Override your perception of “loss” with a perception of “gain”

At that time, the pain was too intense to sneak a run against doctor’s orders, so I directed myself to a relatively more static practice… Yoga. It was an opportunity to boost my flexibility, but soon after, these series of deep breaths, gentle movements, and deeper stretches have significantly improved my posture, alignment, balance, and overall strength. In equal importance, these deep breaths that saturated my lungs during practice percolated into my daily breathing habits and quality of sleep.

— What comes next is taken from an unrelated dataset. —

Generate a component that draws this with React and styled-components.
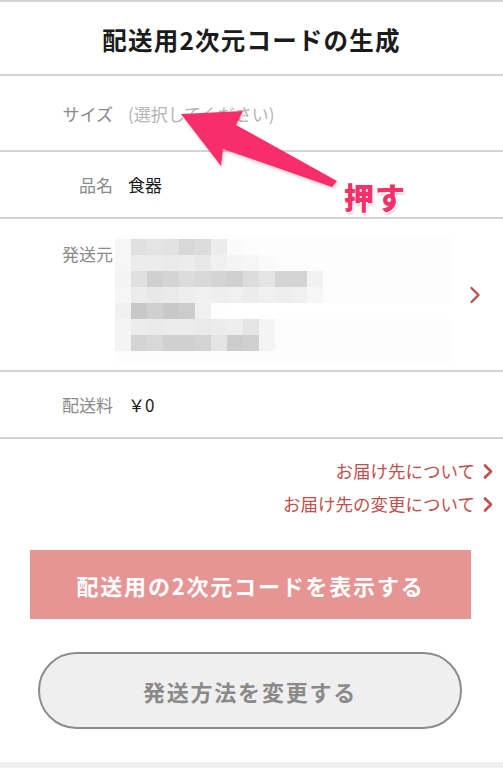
import React from 'react'
import styled, { createGlobalStyle } from 'styled-components'

const GlobalStyle = createGlobalStyle`
  html, body {
    margin: 0;
    padding: 0;
    background: #ffffff;
  }
  body {
    font-family: 'Hiragino Kaku Gothic ProN', 'Noto Sans CJK JP', 'Noto Sans', sans-serif;
    color: #1b1b1b;
  }
`

const Page = styled.div`
  position: relative;
  width: 503px;
  height: 768px;
  overflow: hidden;
  display: flex;
  flex-direction: column;
  border-top: 2px solid #d4d4d4;
  box-sizing: border-box;
`

const Title = styled.h1`
  margin: 0;
  height: 74px;
  display: flex;
  align-items: center;
  justify-content: center;
  font-size: 24.5px;
  font-weight: 700;
  letter-spacing: 1.2px;
  border-bottom: 2px solid #d4d4d4;
  box-sizing: border-box;
  padding-top: 2px;
`

const Row = styled.div`
  display: flex;
  align-items: ${(p) => (p.top ? 'flex-start' : 'center')};
  height: ${(p) => p.h}px;
  border-bottom: 2px solid #d4d4d4;
  box-sizing: border-box;
  padding-right: 22px;
`

const Label = styled.div`
  width: 113px;
  flex-shrink: 0;
  text-align: right;
  font-size: 17px;
  color: #8a8a8a;
  margin-right: 15px;
  margin-top: ${(p) => p.mt || 0}px;
`

const Value = styled.div`
  font-size: 17px;
  color: ${(p) => (p.muted ? '#b4b4b4' : '#1b1b1b')};
  flex: 1;
  margin-top: ${(p) => p.mt || 0}px;
`

const Mosaic = styled.svg`
  display: block;
  margin-left: -13px;
`

const Chevron = styled.svg`
  flex-shrink: 0;
  align-self: center;
`

const Links = styled.div`
  display: flex;
  flex-direction: column;
  align-items: flex-end;
  gap: 9px;
  padding: 20px 10px 0 0;
`

const LinkItem = styled.a`
  display: flex;
  align-items: center;
  gap: 8px;
  font-size: 17.5px;
  color: #c0504d;
  text-decoration: none;
  line-height: 24px;
`

const PrimaryButton = styled.button`
  margin: 34px 32px 0 30px;
  height: 69px;
  border: none;
  background: #e59593;
  color: #ffffff;
  font-family: inherit;
  font-size: 22px;
  font-weight: 700;
  letter-spacing: 1.8px;
`

const SecondaryButton = styled.button`
  margin: 33px 41px 0 38px;
  height: 77px;
  border: 2px solid #8c8c8c;
  border-radius: 40px;
  background: #efefef;
  color: #8a8a8a;
  font-family: inherit;
  font-size: 22px;
  font-weight: 700;
  letter-spacing: 1.8px;
`

const BottomBand = styled.div`
  margin-top: auto;
  height: 6px;
  background: #f0f0f0;
`

const Overlay = styled.svg`
  position: absolute;
  left: 0;
  top: 0;
  pointer-events: none;
`

const PushText = styled.div`
  position: absolute;
  left: 344px;
  top: 172px;
  font-size: 30px;
  font-weight: 900;
  color: #f5306b;
  letter-spacing: 1px;
  text-shadow: 0 0 2px #fff, 1px 1px 0 #fff, -1px -1px 0 #fff, 1px -1px 0 #fff,
    -1px 1px 0 #fff, 1px 2px 3px rgba(0, 0, 0, 0.25);
`

// pixelated address block (16px cells)
const MOSAIC = [
  ['f6', 'e0', 'e4', 'e2', 'd8', 'dc', 'ec', 'fa', 'fc', 'fd', 'fd', 'fd', 'fd', 'fd', 'fd', 'fd', 'fd', 'fd', 'fd', 'fd', 'fd'],
  ['f6', 'ec', 'ec', 'ea', 'ec', 'e8', 'f0', 'f4', 'f6', 'fa', 'fc', 'fc', 'fc', 'fd', 'fd', 'fd', 'fd', 'fd', 'fd', 'fd', 'fd'],
  ['f4', 'e0', 'd0', 'd4', 'dc', 'd8', 'd4', 'd0', 'dc', 'e4', 'd4', 'd4', 'f2', 'fc', 'fd', 'fd', 'fd', 'fd', 'fd', 'fd', 'fd'],
  ['f6', 'ec', 'e8', 'ea', 'ee', 'f0', 'ee', 'f0', 'ec', 'f0', 'ee', 'f0', 'f6', 'fc', 'fd', 'fd', 'fd', 'fd', 'fd', 'fd', 'fd'],
  ['f0', 'c8', 'd0', 'c8', 'cc', 'f0', 'fe', 'ff', 'ff', 'ff', 'ff', 'ff', 'ff', 'ff', 'ff', 'ff', 'ff', 'ff', 'ff', 'ff', 'ff'],
  ['f4', 'ec', 'ea', 'ec', 'ec', 'ea', 'ec', 'ee', 'e4', 'f4', 'fc', 'fd', 'fd', 'fd', 'fd', 'fd', 'fd', 'fd', 'fd', 'fd', 'fd'],
  ['f4', 'd4', 'd8', 'd0', 'd0', 'd4', 'e4', 'cc', 'd0', 'f4', 'fc', 'fd', 'fd', 'fd', 'fd', 'fd', 'fd', 'fd', 'fd', 'fd', 'fd'],
]

const AddressMosaic = () => (
  <Mosaic width="336" height="126" viewBox="0 0 336 126">
    <rect x="0" y="0" width="336" height="126" fill="#fdfdfd" />
    {MOSAIC.map((row, r) =>
      row.map((c, i) => (
        <rect key={r + '-' + i} x={i * 16} y={r * 16 + 3} width="16" height="16" fill={'#' + c + c + c} />
      ))
    )}
  </Mosaic>
)

const SmallChevron = ({ color = '#c0504d' }) => (
  <svg width="10" height="15" viewBox="0 0 10 15">
    <path d="M2 1.5 L8 7.5 L2 13.5" fill="none" stroke={color} strokeWidth="2.6" strokeLinecap="round" strokeLinejoin="round" />
  </svg>
)

const App = () => {
  return (
    <>
      <GlobalStyle />
      <Page>
        <Title>配送用2次元コードの生成</Title>
        <Row h={76}>
          <Label>サイズ</Label>
          <Value muted>(選択してください)</Value>
        </Row>
        <Row h={67}>
          <Label>品名</Label>
          <Value>食器</Value>
        </Row>
        <Row h={153} top>
          <Label mt={22}>発送元</Label>
          <Value mt={17}>
            <AddressMosaic />
          </Value>
          <Chevron width="12" height="18" viewBox="0 0 12 18">
            <path d="M2.5 2 L9.5 9 L2.5 16" fill="none" stroke="#b9514e" strokeWidth="2.4" strokeLinecap="round" strokeLinejoin="round" />
          </Chevron>
        </Row>
        <Row h={67}>
          <Label>配送料</Label>
          <Value>￥0</Value>
        </Row>
        <Links>
          <LinkItem href="#">
            お届け先について
            <SmallChevron />
          </LinkItem>
          <LinkItem href="#">
            お届け先の変更について
            <SmallChevron />
          </LinkItem>
        </Links>
        <PrimaryButton>配送用の2次元コードを表示する</PrimaryButton>
        <SecondaryButton>発送方法を変更する</SecondaryButton>
        <BottomBand />

        <Overlay width="503" height="768" viewBox="0 0 503 768">
          <defs>
            <filter id="sh" x="-20%" y="-20%" width="140%" height="140%">
              <feDropShadow dx="1" dy="2" stdDeviation="1.5" floodColor="#000" floodOpacity="0.2" />
            </filter>
          </defs>
          <polygon
            points="181,112 243,109 236,123 337,179 332,185 223,147 221,164"
            fill="#f72f6b"
            filter="url(#sh)"
          />
        </Overlay>
        <PushText>押す</PushText>
      </Page>
    </>
  )
}

export default App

It made me realize the intrinsic capabilities of my body that I hardly dedicate time to

develop or maintain.

A little tweaking goes a long way

The real test was when I could finally lace up my shoes for a run. I was anxious to

see where my baseline was after the rest period, but a few runs down the line it just

felt unreal. I noticed the good control I had over my breathing, the proper alignment

in my form, and how they both made me feel so airy and light, allowing me to run

further and faster. Should I be doing this well when I haven’t been running for a

while? Although unplanned, I realized how yoga played a pivotal role in enhancing

my performance, and I was thirsty to find what else can.

Explore what feels right for you

Being high on that significant improvement, I came to realize that I needed versatile

and holistic training; I needed to do much more than just run. Within the past 4

years, I have jumped between HIIT, CrossFit, swimming, mobility workouts, cycling,

and many more. Whether it’s in a class or on YouTube, I was committed to try,

maintain, and evaluate new practices. My rule was – and still is –: if it doesn’t

compliment my running, then it doesn’t make the cut. Most importantly, I needed to

detach my mindset from following a “runner’s guide” and figuring out what felt right

for me.


March 2020’s Rennie’s Run: all smiles celebrating a 12-hour relay race... which later marked our last group race before lockdown


Detours are disciplined creativity

2020’s full lockdown felt like my ultimate battle, and I had to rise to the occasion.

The never-ending domino effect of stress was overwhelming: working from home,

putting aside personal goals, disinfecting groceries, days blending into nights, and episodes became a means of measuring time. It was all – and to some extent still is –

fuzzy, but in the midst of chaos I was set to enforce any form of structure and

routine. With no running space or a treadmill, I had to get creative with a mat and

two walls in a tiny corner in my room. It was a golden opportunity to work on what

I’ve been postponing, and I had all the time in the world to patiently improve my

flexibility, especially for inversions. Once my mindset shifted, it was only a matter of

discipline: daily stretching sequences, inversions, and strength/mobility workouts.

As a measure of improvement, I was posting my progress on Instagram for myself to

remember 2020 differently in the years to come. Little did I know many would

eagerly join the progress as I go from headstands, to forearm stands, to splits, to

crow variations, to all kinds of things. We were all in it together, and they too made

the most of their tiny spaces as we cheered for each other through small cellphone

screens. I proudly look back at it as a personal milestone of achieving my highest

strength, stability, and mobility, and without a doubt I knew my runs would feel

much better the moment lockdown was lifted.


May 2020: enjoying an early morning stretch in my tiny comforting corner while in lockdown


I am yet to find a holistic combination that is most suitable for my goals. I still battle with reaching equilibrium in my diet as I juggle a long list of personal allergies and

preferences. I still look for ways to establish balance between my training, work, and

personal life. Honestly, I don’t think I will ever reach the ultimate combination, as

my target of becoming “better” keeps on moving the more I realize how expandable

my body’s capabilities are. I’ve come to enjoy being a work in progress as I

recognize my setbacks, even when they are disguised as injuries.

And to all my injuries, “thank you for the pain, it made me raise my game”.